What is the difference between LARD and a paper site diary?
A paper diary requires you to carry it, write in it from memory at end of day, attach photos separately, and file it somewhere nobody loses it. LARD is on your phone, logs each entry in 15 seconds by voice or photo as events happen, timestamps everything automatically, and generates the PDF with one tap. Both hold up as records. One is considerably easier to maintain accurately.
What happens to paper diaries in disputes?
Paper diaries hold up well when the original can be produced, entries are clearly dated, written at the time, and legible.

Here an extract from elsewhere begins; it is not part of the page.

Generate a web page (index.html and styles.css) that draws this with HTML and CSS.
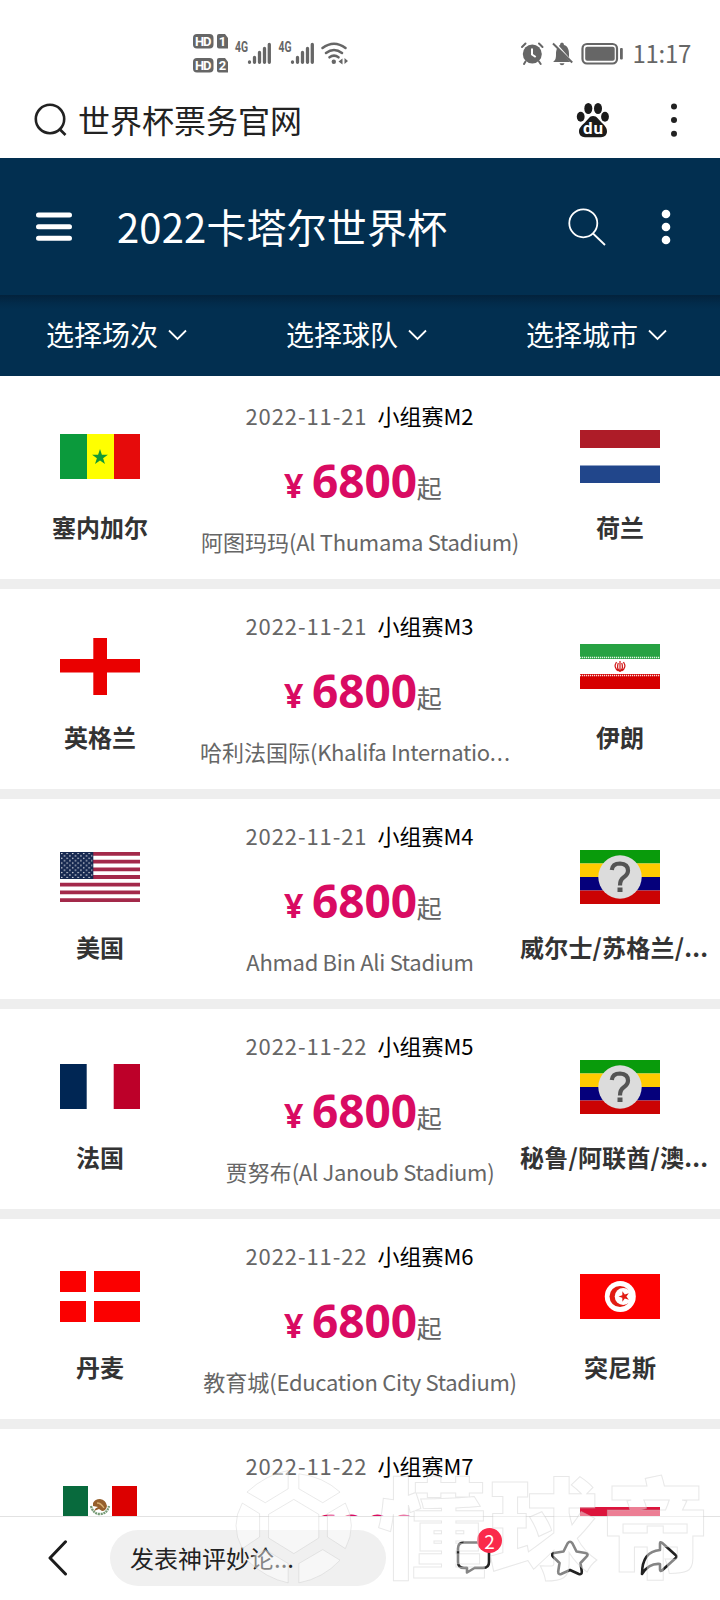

They start to have problems when entries are undated, written from memory rather than at the time, or the diary has been lost or damaged.
Paper diaries also carry no attached photographic evidence unless photos were separately filed and cross-referenced with specific entries, which rarely happens consistently in practice. A diary entry referencing a delay with a photo taken at the time is significantly stronger than either alone.
Is digital evidence as strong as paper?
Yes. Electronic records are admissible under Australian evidence legislation. A digital diary producing timestamped, cloud-stored PDF reports shows automatically when each entry was made. Paper can't prove that.
The question adjudicators and courts ask is whether the record was made at the time and hasn't been altered. Digital records with timestamp history answer both questions more cleanly than undated handwritten notes.
What about handwriting versus typed or voice records?
Legibility is a genuine problem with paper diaries under pressure. End-of-day handwriting after a long shift is often poor. Voice-logged entries produce clean, typed text regardless of how tired you are. The quality of the record doesn't degrade as the week goes on.
In disputes, legibility and completeness are both weighed. A 10-word handwritten note for a significant delay event is a weak record. A 60-word voice log captured at the time it happened is a strong one.
What if I lose my phone?
Your diary is in the cloud, not on the device. LARD syncs records when connected. Losing your phone doesn't mean losing your diary. Entries, photos, and generated reports are accessible from any device via your account. Paper diaries have no backup. When the site office floods or the diary goes missing, that record is gone.